Подтекст, ясный только зрителям, с поражающей рельефностью выявляется в сцене ухаживания за Мартой. Здесь опять два Мефистофеля — один, обращенный к Марте, комикующий и насмешливый, почти издевающийся над ней под маской опытного фата, и другой — настороженный, искоса подглядывающий за Фаустом и Маргаритой. Ведь тема этой сцепы — не ухаживание Мефистофеля за Мартой, а наблюдение за развитием отношений Фауста и Маргариты. Выявляется подтекст, и внешне комическая сцена рождает чувство тревоги в зрительном зале.
В балладе «На земле весь род людской» есть тоже явно ощущаемый подтекст. Мефистофель сеет отравленные семена с тонким расчетом отравителя. Он поет, как будто гипнотизирует, он неотвратимо навязывает страшную философию цинизма и безверия. А когда кончает очередную строфу, поворачивается лицом к толпе; чуть дергается в такт музыке нога, как будто ею он отбивает ритм, а руки простерты над толпой: он не дирижирует, а командует. Шаляпин поет новую, специально для него написанную строфу:
Восстает на брата брат,На земле кровавый ад.Стоном вся земля полна,Торжествует сатана!
Это — усиление пропитанной ядом и злобой темы презрения к святости и чистоте, и Мефистофель с наслаждением несет тему крови и ненависти, тему насильственно внедряемого безверия.
Но когда песня кончена, эмоция мгновенно снимается.
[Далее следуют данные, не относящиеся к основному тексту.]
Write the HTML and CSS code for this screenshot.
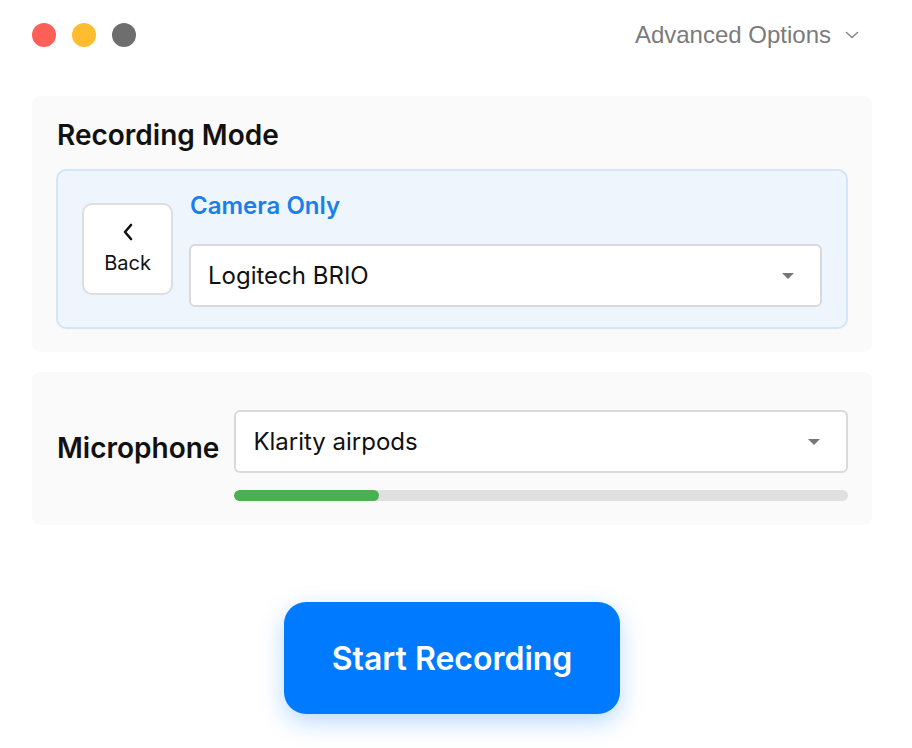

Мефистофель скучающе прислоняется к столу и с насмешливой улыбкой оглядывает растерянную, встревоженную толпу, впервые столкнувшуюся с подобным непонятным существом.
В сцене дуэли — не корчи от вида креста, а чуть заметное движение, неуловимое и в то же время точное, — отвращение, переданное скупо и выразительно, и эта скупость особенно впечатляет.
Если мы припомним, что за широтой рисунка и сложностью задания у Шаляпина стоит железная четкость музыкальной стороны роли, то поймем, как трудно искусство образного воспроизведения оперной партии, где все дано композитором, где свободы для пользования материалом почти нет, где при этом необходимо привнести множество важных и даже решающих красок со стороны. Это и есть искусство Шаляпина, которое не может быть раскрыто ни граммофонной пластинкой, ни скрупулезным анализом каждого такта клавира.